What's been happening in your life?

Monday, January 11, 2010

Wednesday, January 6, 2010

Outburst post. Stressed. (Clearly.)

This morning I was monologuing wildly with my cat and roaring RegSpek lyrics over the vacuum. At dinner I burst (actually burst, which I have never done before) into tears because I was hired for three separate jobs this year and only got to keep the most low-key of them — dog-walking — and I still don't know why, and because my digital camera just died and I can't afford to buy another one or to keep developing this much film. And in between morning and dinner I started putting the next two months of my life into suitcases.

My dad said maybe he should pay me for a poem, commission a poem from me on the event of — and I sobbed, "On the death of a camera." I just want a decent camera with more megapixels than a cell phone camera (sadly not true of my late camera) so I can try to sell some prints. And then maybe I can be self-employed from the box I'll live in, because there seems to be something unemployable about me.

Tuesday, January 5, 2010

To ring in the new year

My family drove down to Southern California to visit our clan.

The Central Valley was actually rather lovely in its wintriness.

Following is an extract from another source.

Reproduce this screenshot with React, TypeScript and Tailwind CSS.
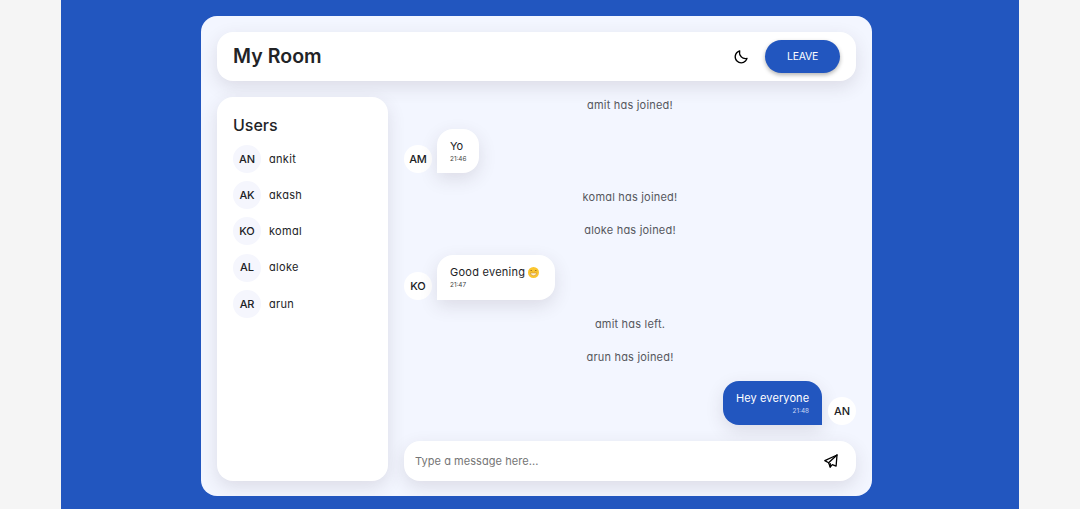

 I met my blogging friend Cassandra. We went walking and picture-taking on the beach in La Jolla, because I had never been to a San Diego beach before.

Cassandra
La Jolla
tide

Cassandra chasing birds

We've been mutual readers for about a year and a half now, but this is the first time we'd met. In real life, Cassandra is graceful and has a sweet voice. You can tell she thinks before she speaks, because her words come out perfectly considered and aligned. She got lost coming to get me, but then she got unlost. She runs to scatter clouds of seabirds.

tide
tide
tide

And I stayed with my sister and brother-in-law in their little newlywed rental house. I love them so much, and they are so good to be around.